3. There were two good objections to the defendant’s first instruction. The first part had no application to the case, and was therefore calculated to embarrass rather than aid the jury. There was no evidence tending to show that the defendant found the horse trespassing on his close, and took him up to prevent further injury thereto. The latter part was objection*227able for the reason already given. The fact that the defendant may not have known that the boys had authority from the plaintiff to demand the horse, did not justify an unqualified refusal to deliver him. If he had questioned their authority, it might have been produced. If he entertained any doubt about their right to act for the plaintiff, he should have put his refusal upon that ground, and then the refusal would not have established an unlawful detention.

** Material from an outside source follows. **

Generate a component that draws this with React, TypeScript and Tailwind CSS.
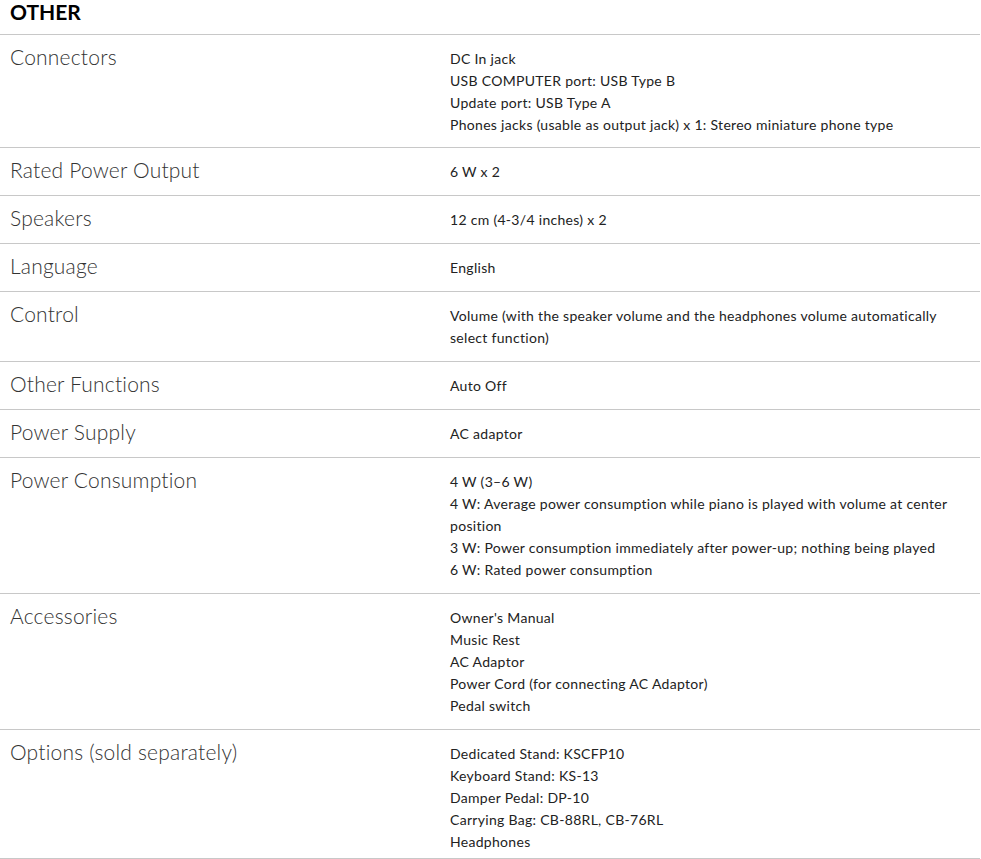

4. The defendant’s third instruction was rightly refused. The effect of the admissions was peculiarly a question for the consideration of the jury. It was for them to determine from all of the declarations, whether the plaintiff had authorized the boys to demand the horse, and whether the defendant was at the time aware of that authority. It was competent for them to infer from these admissions, that the defendant knew, or had good reason to know, that the boys were the agents of the plaintiff. At all events, that was a matter for the jury to decide, and not the court.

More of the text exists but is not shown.